2. Get your house in order
Once you begin your training year, you might find that you have limited spare time. This means that you should think carefully about the non-teaching related jobs which you want to achieve during your training year. It is probably not the ideal time to renovate your kitchen, move house or get a new puppy. Get as much admin done before you start your year. If you are planning to move into new accommodation, try and do this with time to spare so that you can get yourself sorted before the hard slog begins.
3. Plan your boundaries up front
Have a good think about what you want your work-life balance to look like before you start your training. For example, you might plan to always have one day completely off each week. Other teachers focus on always completing their work in school before they go home. It doesn’t matter if you change your plans, later on, the main thing is that you always have some boundaries in place to stop you getting burnt out, even if you have to review and change them from time to time.
4. Do some reading
Once you start your teacher training year, you might have limited time to do any reading around your subject. (Apart from set-texts or essential research which you have to do as part of your course.) Now is the time to read a couple of books which could help you later on. Your course may have given you summer holiday work to do, otherwise, you can take a look at Mr Barton’s suggested reading list.
5. Go shopping and invest in an iron
You will need to look smart for your teaching placements, so it is worth doing some shopping up front. On the other hand don’t overdo it, as you don’t know where your placements will be. Schools do vary when it comes to how smart they want you to be – particularly for female teachers. Some schools will ask their female teachers to wear suit jackets, whereas in other schools wearing a suit will make you look like you are going for an interview. Buy a few basics and then you can do some more shopping once you know where you have been placed. It is always better to go extra smart on the first day and then tone it down, rather than the other way round. You may also want to consider investing in a new iron.
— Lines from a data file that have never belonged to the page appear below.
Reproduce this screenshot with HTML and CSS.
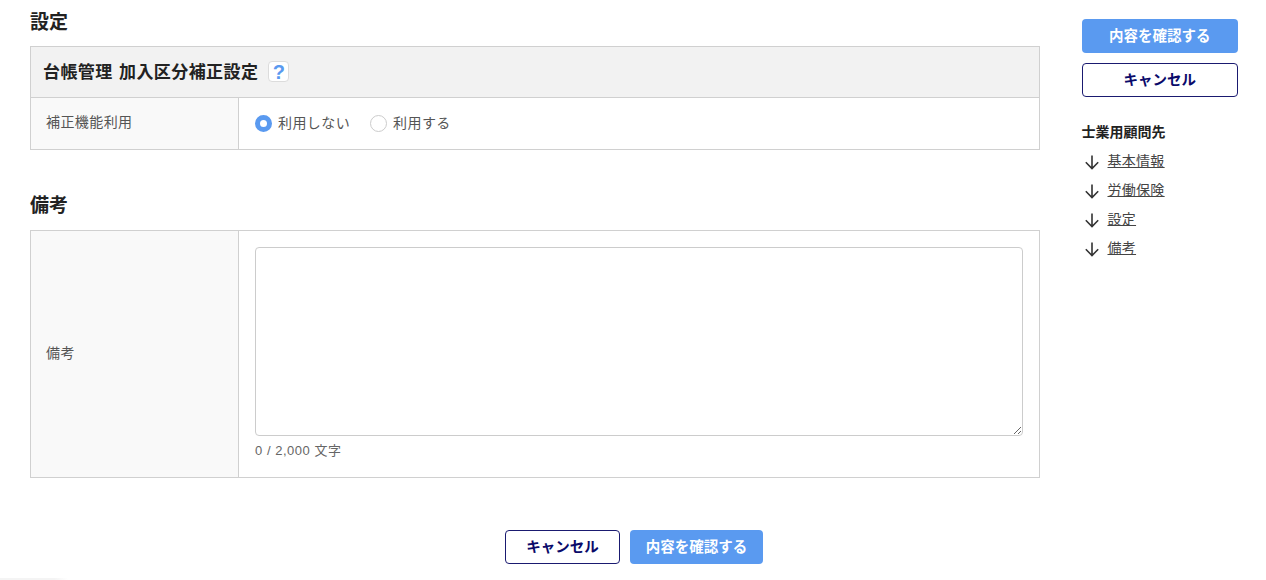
FILE: index.html
```html
<!DOCTYPE html>
<html lang="ja">
<head>
<meta charset="utf-8">
<title>設定</title>
<link rel="stylesheet" href="styles.css">
</head>
<body>
<div class="page">
  <main class="main">
    <h2 class="section-title first">設定</h2>
    <div class="panel">
      <div class="panel-head">
        <span class="panel-title">台帳管理 加入区分補正設定</span>
        <span class="help">?</span>
      </div>
      <div class="row row-radio">
        <div class="label">補正機能利用</div>
        <div class="value radios">
          <label class="radio"><span class="dot on"></span>利用しない</label>
          <label class="radio"><span class="dot"></span>利用する</label>
        </div>
      </div>
    </div>
    <h2 class="section-title second">備考</h2>
    <div class="panel">
      <div class="row row-note">
        <div class="label">備考</div>
        <div class="value note">
          <textarea class="textarea"></textarea>
          <div class="counter">0 / 2,000 文字</div>
        </div>
      </div>
    </div>
    <div class="actions">
      <button class="btn btn-outline btn-bottom-cancel">キャンセル</button>
      <button class="btn btn-primary btn-bottom-ok">内容を確認する</button>
    </div>
  </main>
  <aside class="side">
    <button class="btn btn-primary btn-side">内容を確認する</button>
    <button class="btn btn-outline btn-side">キャンセル</button>
    <div class="side-title">士業用顧問先</div>
    <ul class="side-nav">
      <li><svg class="arrow" viewBox="0 0 16 16"><path d="M8 1.5V14.5M1.8 8.3L8 14.5L14.2 8.3"/></svg><a href="#">基本情報</a></li>
      <li><svg class="arrow" viewBox="0 0 16 16"><path d="M8 1.5V14.5M1.8 8.3L8 14.5L14.2 8.3"/></svg><a href="#">労働保険</a></li>
      <li><svg class="arrow" viewBox="0 0 16 16"><path d="M8 1.5V14.5M1.8 8.3L8 14.5L14.2 8.3"/></svg><a href="#">設定</a></li>
      <li><svg class="arrow" viewBox="0 0 16 16"><path d="M8 1.5V14.5M1.8 8.3L8 14.5L14.2 8.3"/></svg><a href="#">備考</a></li>
    </ul>
  </aside>
</div>
<div class="edge-shadow"></div>
</body>
</html>
```
FILE: styles.css
```css
* { box-sizing: border-box; }
html, body { margin: 0; padding: 0; height: 580px; overflow: hidden; background: #fff; }
body { font-family: "Noto Sans CJK JP", "Noto Sans", sans-serif; color: #333; }
.page { display: flex; align-items: flex-start; padding-left: 30px; }
.main { width: 1010px; flex: none; }
.section-title { margin: 0; font-size: 19px; line-height: 26px; font-weight: 700; color: #222; }
.section-title.first { padding-top: 8px; height: 46px; }
.section-title.second { padding-top: 41px; height: 80px; }
.panel { border: 1px solid #d0d0d0; }
.panel-head { height: 51px; background: #f2f2f2; border-bottom: 1px solid #d0d0d0; display: flex; align-items: center; padding: 0 0 1px 12px; font-size: 17px; font-weight: 700; color: #222; letter-spacing: .025em; word-spacing: 2px; }
.panel-title { margin-bottom: 2px; }
.help { width: 21px; height: 21px; margin-left: 10px; border: 1px solid #dcdcdc; border-radius: 4px; background: #fff; color: #5a9af0; font-size: 20px; line-height: 21px; text-align: center; font-family: "Liberation Sans", sans-serif; letter-spacing: 0; }
.row { display: flex; }
.row-radio { height: 51px; }
.row-note { height: 246px; }
.label { width: 208px; flex: none; background: #f9f9f9; border-right: 1px solid #d0d0d0; display: flex; align-items: center; padding: 0 0 5px 15px; font-size: 14px; letter-spacing: .03em; color: #555; }
.value { flex: 1; }
.radios { display: flex; align-items: center; gap: 20px; padding: 0 0 3px 16px; font-size: 14px; letter-spacing: .03em; color: #555; }
.radio { display: flex; align-items: center; gap: 6px; line-height: 20px; }
.dot { width: 17px; height: 17px; border-radius: 50%; border: 1px solid #ccc; background: #fff; flex: none; margin-top: 3px; }
.dot.on { border: 5px solid #5a9af0; }
.note { padding: 16px 16px 0 16px; }
.textarea { display: block; width: 100%; height: 189px; border: 1px solid #ccc; border-radius: 4px; background: #fff; margin: 0; padding: 8px; resize: vertical; font-family: inherit; }
.counter { margin-top: 6px; font-size: 13px; line-height: 18px; letter-spacing: .04em; color: #666; font-family: "Liberation Sans", "Noto Sans CJK JP", sans-serif; }
.actions { display: flex; justify-content: center; gap: 10px; margin: 52px -198px 0 0; }
.btn { height: 34px; border-radius: 4px; font-family: inherit; font-size: 14.5px; font-weight: 700; padding: 0 0 3px; cursor: pointer; flex: none; }
.btn-primary { background: #5a9af0; border: 0; color: #fff; }
.btn-outline { background: #fff; border: 1px solid #1a1a70; color: #0a0a6a; }
.btn-bottom-cancel { width: 115px; }
.btn-bottom-ok { width: 133px; }
.side { width: 156.5px; margin-left: 41.5px; flex: none; padding-top: 19px; display: flex; flex-direction: column; }
.btn-side { width: 100%; height: 34px; margin-bottom: 10px; }
.side-title { margin-top: 14px; font-size: 14px; line-height: 20px; font-weight: 700; color: #222; }
.side-nav { list-style: none; margin: 5px 0 0; padding: 0; }
.side-nav li { display: flex; align-items: center; height: 29.2px; font-size: 14px; letter-spacing: .02em; color: #444; }
.side-nav a { color: #444; text-decoration: underline; margin-bottom: 2px; }
.arrow { width: 16px; height: 16px; margin: 2px 8px 0 2px; fill: none; stroke: #333; stroke-width: 1.6; flex: none; }
.edge-shadow { position: absolute; left: 0; top: 578px; width: 68px; height: 2px; background: linear-gradient(to right, #f4f4f4 80%, #fff); }
```
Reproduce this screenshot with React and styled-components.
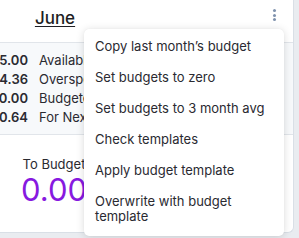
import React from "react";
import styled, { createGlobalStyle } from "styled-components";

const GlobalStyle = createGlobalStyle`
  body {
    margin: 0;
    background: #e9ecf0;
    font-family: Inter, "Noto Sans", sans-serif;
    overflow: hidden;
  }
`;

const Page = styled.div`
  position: relative;
  width: 299px;
  height: 238px;
`;

const Card = styled.div`
  width: 293px;
  height: 232px;
  background: #ffffff;
  border-right: 1px solid #d9dfe6;
  border-bottom: 1px solid #d9dfe6;
  border-bottom-right-radius: 6px;
  overflow: hidden;
  display: flex;
  flex-direction: column;
`;

const Header = styled.div`
  height: 42px;
  display: flex;
  align-items: center;
  border-bottom: 1px solid #e1e5ea;
`;

const MonthCol = styled.div`
  width: 110px;
  display: flex;
  justify-content: center;
  padding-bottom: 6px;
`;

const Month = styled.span`
  font-size: 17px;
  font-weight: 500;
  color: #1f1f24;
  text-decoration: underline;
  text-underline-offset: 2px;
`;

const Kebab = styled.div`
  margin-left: auto;
  margin-right: 17px;
  margin-bottom: 12px;
  display: flex;
  flex-direction: column;
  gap: 1.6px;
`;

const Dot = styled.span`
  width: 3px;
  height: 3px;
  border-radius: 50%;
  background: #7f92ad;
`;

const Summary = styled.div`
  height: 92px;
  background: #f7f9fb;
  border-bottom: 1px solid #e1e5ea;
  padding-top: 7px;
  box-sizing: border-box;
`;

const Row = styled.div`
  height: 19px;
  display: flex;
  align-items: center;
  font-size: 13px;
  color: #2a2a31;
  white-space: nowrap;
`;

const Amount = styled.span`
  width: 28px;
  flex-shrink: 0;
  display: flex;
  justify-content: flex-end;
  font-weight: 600;
`;

const Label = styled.span`
  margin-left: 11px;
`;

const ToBudget = styled.div`
  width: 108px;
  display: flex;
  flex-direction: column;
  align-items: center;
  padding-top: 21px;
`;

const ToBudgetLabel = styled.span`
  font-size: 13px;
  color: #2a2a31;
`;

const ToBudgetValue = styled.span`
  font-size: 31px;
  font-weight: 400;
  color: #8719e0;
  line-height: 34px;
  margin-top: 1px;
`;

const Menu = styled.div`
  position: absolute;
  left: 84px;
  top: 29px;
  width: 200px;
  background: #ffffff;
  border-radius: 5px;
  box-shadow: 0 1px 8px rgba(0, 0, 0, 0.14), 0 0 1px rgba(0, 0, 0, 0.08);
  padding: 2px 0 4px;
`;

const Item = styled.div`
  padding: 8px 11px;
  font-size: 13px;
  line-height: 15px;
  color: #2a2a31;
`;

const rows = [
  ["5.00", "Available funds"],
  ["4.36", "Overspent in May"],
  ["0.00", "Budgeted"],
  ["0.64", "For Next Month"],
];

const items = [
  "Copy last month’s budget",
  "Set budgets to zero",
  "Set budgets to 3 month avg",
  "Check templates",
  "Apply budget template",
  "Overwrite with budget template",
];

const App = () => {
  return (
    <Page>
      <GlobalStyle />
      <Card>
        <Header>
          <MonthCol>
            <Month>June</Month>
          </MonthCol>
          <Kebab>
            <Dot />
            <Dot />
            <Dot />
          </Kebab>
        </Header>
        <Summary>
          {rows.map(([amount, label]) => (
            <Row key={label}>
              <Amount>{amount}</Amount>
              <Label>{label}</Label>
            </Row>
          ))}
        </Summary>
        <ToBudget>
          <ToBudgetLabel>To Budget</ToBudgetLabel>
          <ToBudgetValue>0.00</ToBudgetValue>
        </ToBudget>
      </Card>
      <Menu>
        {items.map((item) => (
          <Item key={item}>{item}</Item>
        ))}
      </Menu>
    </Page>
  );
};

export default App;
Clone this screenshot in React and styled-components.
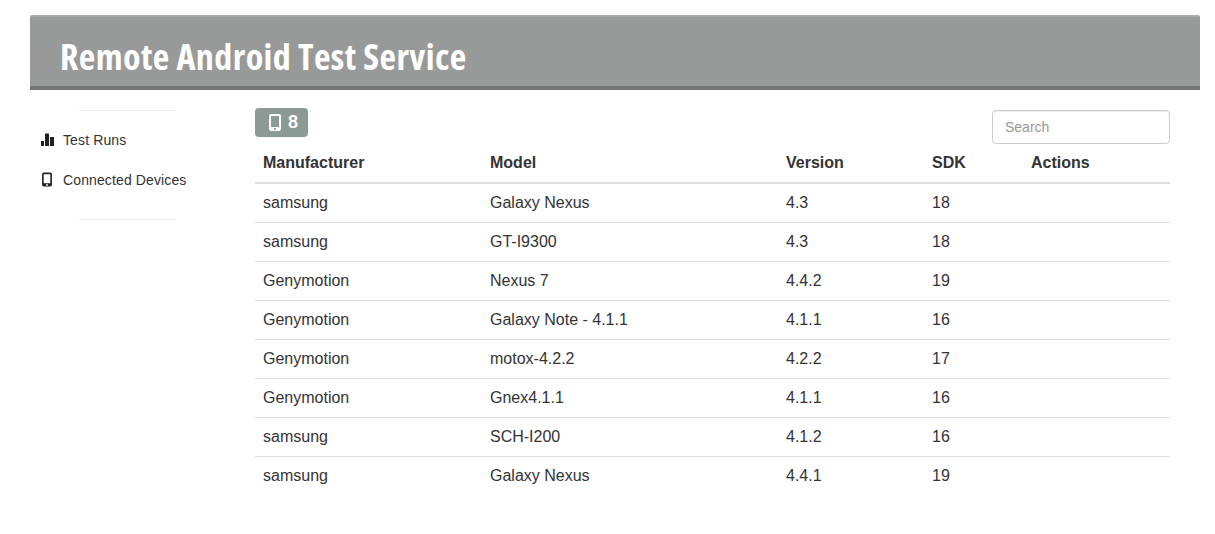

For anyone with piercings, tattoos, or unconventional haircuts (purple/blue/green etc.) you will need to talk to your school upfront about what is allowed. You can’t just assume that they are OK with you wearing a tongue stud. Again, different schools will vary, so use your common sense and have a conversation with your school mentor before you start.
6. What equipment should you buy?
You will probably need a good laptop or computer to work on during your teacher training year. Once you start your first job, you might be given a laptop, or iPad, which you may or may not be able to take home. It is really hard to know exactly what you need upfront, therefore it could be a good idea to put some money aside and wait until you are a few weeks into your course. This will mean that you can talk to your course tutors and get advice from fellow students.
You will also need a good USB stick / external hard drive to store all your files on. You should also have a rigorous routine for backing up your files and essays during the year. Many teachers have lost a memory stick with everything on, causing themselves a big headache. In the new era of data protection, you should get into good habits from day one. Are you carrying sensitive data on your memory stick? What is the policy of your school when it comes to student data? Hopefully, you will receive some training in this area.
7. Get excited
Your teacher training year could be tough. However you are also allowed to look forward to it, and it is perfectly normal to feel both nervous and excited about the challenges ahead. As a Maths Scholar, you have been selected as someone who is passionate about teaching. This means it is perfectly fine to feel excited about your teacher training year. Enjoy the summer – but also look forward to the year ahead!